Chevron started an online newspaper in Richmond, California, where the company processes crude oil in the largest refinery on the west coast. And Davenport, IA, started its own taxpayer-funded news website, though the city recently dropped the project after it faced backlash from critics who considered it propaganda.
Shop Talk panelist Jasmine Crighton said the stories on such sites should not be considered journalism. She said the Chevron site was just a mouthpiece for the company and has been used to attack investigative reporting projects.
Crighton said such sites are examples of what the economy is doing to journalism. Legitimate news outlets have cut staff, resulting in fewer reporters to cover communities.
Panelist Rich Egger said Macomb is a good example of a community in which journalism has been downsized. It wasn’t that long ago that at least three professional newspapers and three professional radio stations all had reporters in town. Now there are just two.

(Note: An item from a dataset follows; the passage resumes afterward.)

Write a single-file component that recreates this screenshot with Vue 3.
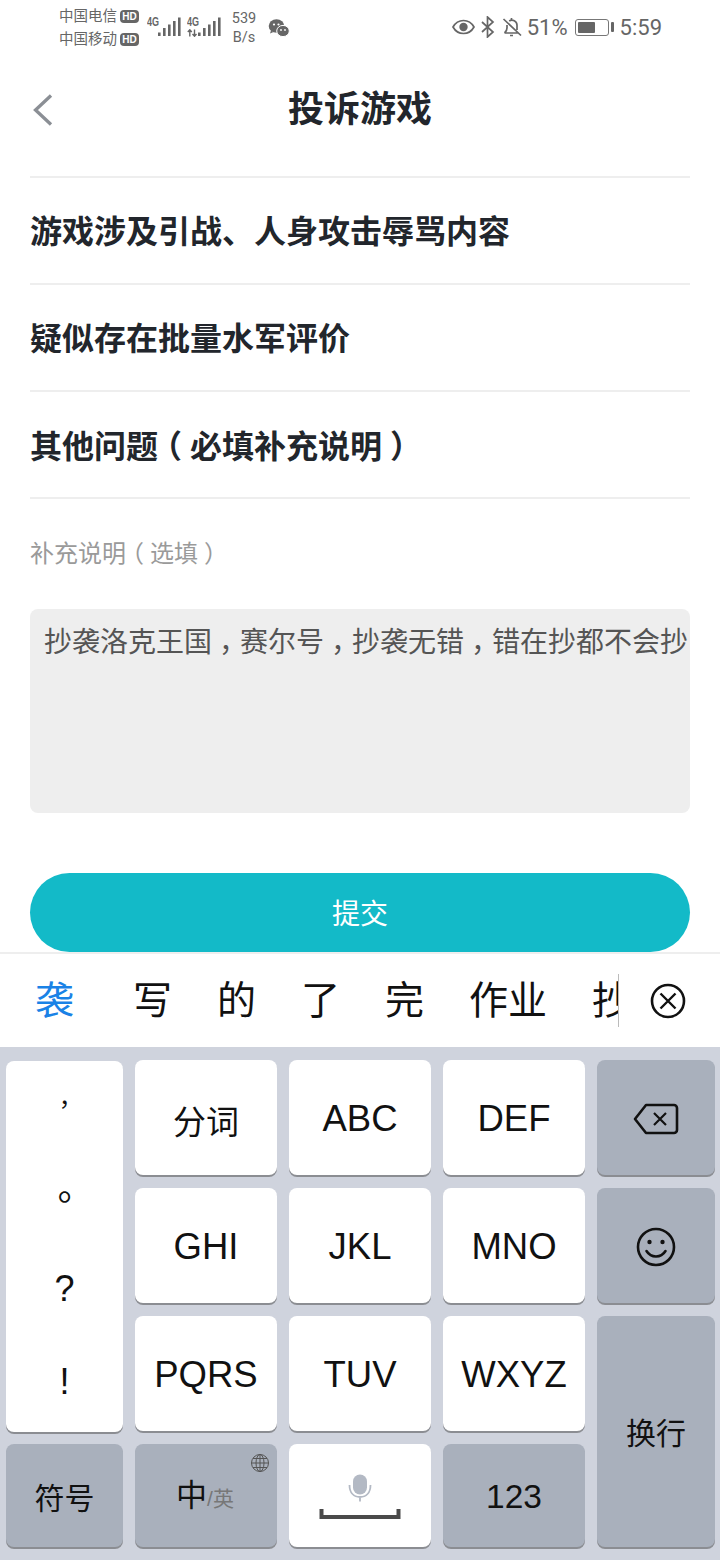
<script setup>
const candidates = ['写', '的', '了', '完', '作业', '抄']
const letterKeys = [
  { t: '分词', cls: 'cjk' }, { t: 'ABC' }, { t: 'DEF' },
  { t: 'GHI' }, { t: 'JKL' }, { t: 'MNO' },
  { t: 'PQRS' }, { t: 'TUV' }, { t: 'WXYZ' }
]
const areas = ['b', 'c', 'd', 'f', 'g', 'h', 'j', 'k', 'l']
</script>

<template>
  <div class="page">
    <header class="status">
      <div class="carriers">
        <div class="carrier">中国电信<span class="hd">HD</span></div>
        <div class="carrier">中国移动<span class="hd">HD</span></div>
      </div>
      <div class="signal">
        <span class="g">4G</span>
        <svg width="23" height="20" viewBox="0 0 23 20"><path d="M0 15.500h2.600V19H0zM5 11h2.600v8H5zM10 7.500h2.600V19H10zM15 4h2.600v15H15zM20 .5h2.600V19H20z" fill="#666"/></svg>
      </div>
      <div class="signal second">
        <span class="g">4G</span>
        <svg class="arrows" width="11" height="8" viewBox="0 0 11 8"><path d="M2.800 7.500V1M.8 3L2.800.8 4.800 3M7.500.5V7M5.500 5l2 2.200 2-2.200" fill="none" stroke="#666" stroke-width="1.400"/></svg>
        <svg width="23" height="20" viewBox="0 0 23 20"><path d="M0 15.500h2.600V19H0zM5 11h2.600v8H5zM10 7.500h2.600V19H10zM15 4h2.600v15H15zM20 .5h2.600V19H20z" fill="#666"/></svg>
      </div>
      <div class="speed"><span>539</span><span>B/s</span></div>
      <svg class="wechat" width="22" height="20" viewBox="0 0 22 20">
        <ellipse cx="8.500" cy="8" rx="7.800" ry="6.800" fill="#666"/>
        <path d="M3 12.500l-1 3 3.500-1.500z" fill="#666"/>
        <ellipse cx="15" cy="13" rx="6.300" ry="5.600" fill="#666" stroke="#fff" stroke-width="1"/>
        <circle cx="6" cy="6.500" r="1.100" fill="#fff"/><circle cx="10.500" cy="6.500" r="1.100" fill="#fff"/>
        <circle cx="13" cy="12" r=".9" fill="#fff"/><circle cx="17" cy="12" r=".9" fill="#fff"/>
      </svg>
      <div class="spacer"></div>
      <svg width="23" height="16" viewBox="0 0 23 16" class="st-icon eye">
        <path d="M1 8c2.500-4.500 6-6.500 10.500-6.500S19.500 3.500 22 8c-2.500 4.500-6 6.500-10.500 6.500S3.500 12.500 1 8z" fill="none" stroke="#666" stroke-width="1.700"/>
        <circle cx="11.500" cy="8" r="4.200" fill="#666"/>
      </svg>
      <svg width="15" height="22" viewBox="0 0 15 22" class="st-icon bt">
        <path d="M2 6l11 10-5.500 5V1L13 6 2 16" fill="none" stroke="#666" stroke-width="1.700"/>
      </svg>
      <svg width="20" height="20" viewBox="0 0 20 20" class="st-icon bell">
        <path d="M2.500 16h13M2.500 16c1.700-1.500 2.500-3 2.500-5V8M15 13V8a5 5 0 0 0-7.800-4M9.500 2.500V1M8 18.500h3M1.500 2L19 18.500" fill="none" stroke="#666" stroke-width="1.700"/>
      </svg>
      <span class="pct">51%</span>
      <div class="battery"><div class="level"></div></div>
      <div class="nub"></div>
      <span class="time">5:59</span>
    </header>

    <div class="nav">
      <svg class="back" width="30" height="40" viewBox="0 0 30 40"><path d="M23 5.500L7.500 20 23 34.500" fill="none" stroke="#8b8f95" stroke-width="3.300"/></svg>
      <h1>投诉游戏</h1>
    </div>

    <main class="content">
      <ul class="options">
        <li>游戏涉及引战、人身攻击辱骂内容</li>
        <li>疑似存在批量水军评价</li>
        <li>其他问题<span class="mark">（</span>必填补充说明<span class="mark">）</span></li>
      </ul>
      <p class="label">补充说明<span class="mark">（</span>选填<span class="mark">）</span></p>
      <div class="textarea">抄袭洛克王国<span class="mark">，</span>赛尔号<span class="mark">，</span>抄袭无错<span class="mark">，</span>错在抄都不会抄</div>
      <button class="submit">提交</button>
    </main>

    <div class="candidates">
      <div class="list">
        <span class="active">袭</span>
        <span v-for="c in candidates" :key="c">{{ c }}</span>
      </div>
      <svg width="36" height="36" viewBox="0 0 36 36" class="close">
        <circle cx="18" cy="18" r="16" fill="none" stroke="#111" stroke-width="2.600"/>
        <path d="M10.500 10.500l15 15M25.500 10.500l-15 15" stroke="#111" stroke-width="2.400"/>
      </svg>
    </div>

    <div class="keyboard">
      <div class="key punct">
        <span class="tc small">，</span><span class="tc">。</span><span>?</span><span>!</span>
      </div>
      <div v-for="(k, i) in letterKeys" :key="k.t" class="key" :class="k.cls" :style="{ gridArea: areas[i] }">{{ k.t }}</div>
      <div class="key dark a-back">
        <svg width="46" height="34" viewBox="0 0 46 34">
          <path d="M13 3h28a3 3 0 0 1 3 3v22a3 3 0 0 1-3 3H13L2 17z" fill="none" stroke="#111" stroke-width="2.600" stroke-linejoin="round"/>
          <path d="M21 11l12 12M33 11L21 23" stroke="#111" stroke-width="2.200"/>
        </svg>
      </div>
      <div class="key dark a-emoji">
        <svg width="42" height="42" viewBox="0 0 42 42">
          <circle cx="21" cy="21" r="18" fill="none" stroke="#111" stroke-width="2.600"/>
          <circle cx="14.500" cy="16" r="2.200" fill="#111"/><circle cx="27.500" cy="16" r="2.200" fill="#111"/>
          <path d="M11.500 25c2.500 4 5.500 5.500 9.500 5.500s7-1.500 9.500-5.500" fill="none" stroke="#111" stroke-width="2.600" stroke-linecap="round"/>
        </svg>
      </div>
      <div class="key dark a-enter"><span>换行</span></div>
      <div class="key dark a-sym">符号</div>
      <div class="key dark a-lang">
        <span class="zh">中</span><span class="en">/英</span>
        <svg class="globe" width="20" height="20" viewBox="0 0 20 20">
          <g fill="none" stroke="#555" stroke-width="1">
            <circle cx="10" cy="10" r="8.500"/><ellipse cx="10" cy="10" rx="4" ry="8.500"/>
            <path d="M10 1.500v17M1.500 10h17M3 5.500h14M3 14.500h14"/>
          </g>
        </svg>
      </div>
      <div class="key a-space">
        <svg width="82" height="50" viewBox="0 0 82 50">
          <rect x="34" y="3.500" width="14" height="20" rx="7" fill="#b3b9c4"/>
          <path d="M30.500 14c0 8 4.500 12 10.500 12s10.500-4 10.500-12M41 26v4.500" fill="none" stroke="#b3b9c4" stroke-width="1.800"/>
          <path d="M2.500 38v8h77v-8" fill="none" stroke="#4a4a4a" stroke-width="4"/>
        </svg>
      </div>
      <div class="key dark a-num">123</div>
    </div>
  </div>
</template>

<style>
html, body { margin: 0; background: #fff; }
</style>

<style scoped>
.page {
  width: 720px;
  height: 1560px;
  display: flex;
  flex-direction: column;
  overflow: hidden;
  background: #fff;
  font-family: "Liberation Sans", "Noto Sans CJK SC", sans-serif;
  color: #22262c;
}
.tc { font-family: "Noto Sans CJK TC", sans-serif; }
.mark { font-feature-settings: "halt"; padding: 0 .25em; }

.status {
  height: 56px;
  flex: none;
  display: flex;
  align-items: center;
  padding: 0 58px 0 59px;
  box-sizing: border-box;
  color: #666;
  font-family: Roboto, "Noto Sans CJK SC", sans-serif;
}
.carriers { display: flex; flex-direction: column; gap: 4px; margin-bottom: 1px; width: 82px; flex: none; }
.carrier { font-size: 14.500px; line-height: 19px; display: flex; align-items: center; white-space: nowrap; height: 19px; }
.hd {
  margin-left: 3px;
  background: #666;
  color: #fff;
  font: 700 10px/13px "Liberation Sans", sans-serif;
  border-radius: 4px;
  height: 13px;
  width: 19px;
  text-align: center;
}
.signal { position: relative; width: 34px; height: 20px; margin-left: 6px; margin-bottom: 3px; flex: none; }
.signal.second { margin-left: 6px; }
.g {
  position: absolute;
  left: 0;
  top: 0;
  font: 700 12px/10px "Liberation Sans", sans-serif;
  color: #666;
  white-space: nowrap;
  transform: scaleX(.75);
  transform-origin: left top;
}
.arrows { position: absolute; left: 0; top: 12px; }
.signal svg:last-child { position: absolute; right: 0; top: 0; }
.speed {
  display: flex;
  flex-direction: column;
  align-items: center;
  font-size: 14.500px;
  line-height: 19px;
  margin: 0 0 0 9px;
  width: 28px;
  flex: none;
}
.wechat { margin-left: 10px; flex: none; }
.spacer { flex: 1; }
.st-icon { flex: none; }
.eye { margin-right: 5px; margin-bottom: 2px; }
.bt { margin-right: 7px; margin-bottom: 2px; }
.bell { margin-right: 5px; margin-bottom: 2px; }
.pct { font-size: 22px; line-height: 26px; margin-right: 7px; }
.battery {
  width: 34px;
  height: 17px;
  border: 1.300px solid #777;
  border-radius: 3px;
  padding: 2px;
  box-sizing: border-box;
  margin-bottom: 2px;
}
.level { width: 17px; height: 100%; background: #666; border-radius: 1px; }
.nub { width: 3px; height: 10px; background: #666; margin: 0 0 2px 2px; border-radius: 1px; }
.time { font-size: 22px; line-height: 26px; margin-left: 6px; }

.nav {
  height: 106px;
  flex: none;
  position: relative;
  display: flex;
  justify-content: center;
  align-items: center;
}
.nav h1 { margin: 0; font-size: 36px; font-weight: 700; line-height: 48px; padding-top: 2px; }
.back { position: absolute; left: 28px; top: 34px; }

.content { flex: 1; padding: 14px 30px 0; display: flex; flex-direction: column; min-height: 0; }
.options { list-style: none; margin: 0; padding: 0; }
.options li {
  height: 107px;
  box-sizing: border-box;
  border-top: 2px solid #eeeeee;
  padding-top: 3px;
  font-size: 32px;
  font-weight: 700;
  line-height: 102px;
  white-space: nowrap;
}
.options li:last-child { border-bottom: 2px solid #eeeeee; height: 109px; padding-top: 4px; }
.label { margin: 0; font-size: 24px; line-height: 34px; color: #9a9a9a; padding-top: 38px; }
.textarea {
  margin-top: 38px;
  height: 204px;
  background: #eeeeee;
  border-radius: 8px;
  padding: 16px 0 0 14px;
  box-sizing: border-box;
  font-size: 28px;
  line-height: 36px;
  color: #555;
  white-space: nowrap;
  overflow: hidden;
}
.submit {
  margin-top: 60px;
  height: 79px;
  flex: none;
  border: 0;
  border-radius: 40px;
  background: #13bac8;
  color: #fff;
  font: inherit;
  font-size: 28px;
  line-height: 36px;
  padding: 4px 0 0;
}

.candidates {
  height: 95px;
  flex: none;
  border-top: 2px solid #eeeeee;
  box-sizing: border-box;
  display: flex;
  align-items: center;
  padding-left: 35px;
  background: #fff;
}
.list {
  width: 584px;
  height: 53px;
  box-sizing: border-box;
  display: flex;
  gap: 45px;
  overflow: hidden;
  border-right: 1px solid #bbb;
  font-size: 39px;
  line-height: 53px;
  color: #111;
  white-space: nowrap;
}
.list span { flex: none; }
.active { color: #1a82e6; margin-right: 14px; }
.close { margin-left: 31px; }

.keyboard {
  height: 513px;
  flex: none;
  box-sizing: border-box;
  background: #cfd3dd;
  padding: 13px 5px 13px 6px;
  display: grid;
  grid-template-columns: 117px 142px 142px 142px 118px;
  grid-template-rows: 115px 115px 115px 103px;
  column-gap: 12px;
  row-gap: 13px;
  grid-template-areas:
    "a b c d e"
    "a f g h m"
    "a j k l n"
    "s t u v n";
}
.key {
  background: #fff;
  border-radius: 8px;
  box-shadow: 0 2px 0 #8b8d92;
  display: flex;
  align-items: center;
  justify-content: center;
  font-size: 36.500px;
  color: #111;
  white-space: nowrap;
  padding-top: 2px;
  box-sizing: border-box;
}
.cjk { font-size: 33px; padding-top: 4px; }
.dark { background: #a9b0bc; }
.punct {
  grid-area: a;
  flex-direction: column;
  justify-content: flex-start;
  font-size: 36px;
  margin-top: 1px;
  height: 371px;
  padding: 0;
}
.punct span { height: 83px; padding-bottom: 10px; line-height: 83px; flex: none; }
.punct .small { font-size: 24px; }
.a-back { grid-area: e; }
.a-emoji { grid-area: m; }
.a-enter { grid-area: n; font-size: 30px; line-height: 40px; align-items: flex-start; padding-top: 98px; }
.a-sym { grid-area: s; font-size: 30px; padding-top: 0; }
.a-lang { grid-area: t; position: relative; align-items: baseline; padding: 26px 2px 0 0; }
.a-space { grid-area: u; padding: 0; }
.a-num { grid-area: v; font-size: 33.500px; }
.zh { font-size: 31px; }
.en { font-size: 21px; color: #777; }
.globe { position: absolute; top: 9px; right: 7px; }
</style>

Egger said residents must support their local media outlets if they expect fair and accurate news coverage.
Panelist Will Buss believes people have a thirst for knowledge but they must scrutinize news sources. He said Chevron is a big oil company and its “newspaper” definitely is not objective. He said people should question a corporation’s motives when it tries to pass off something as journalism.
Buss said Chevron is being opportunistic in a community that perhaps has been abandoned by other media, and he’s worried that the company’s site is gaining subscribers.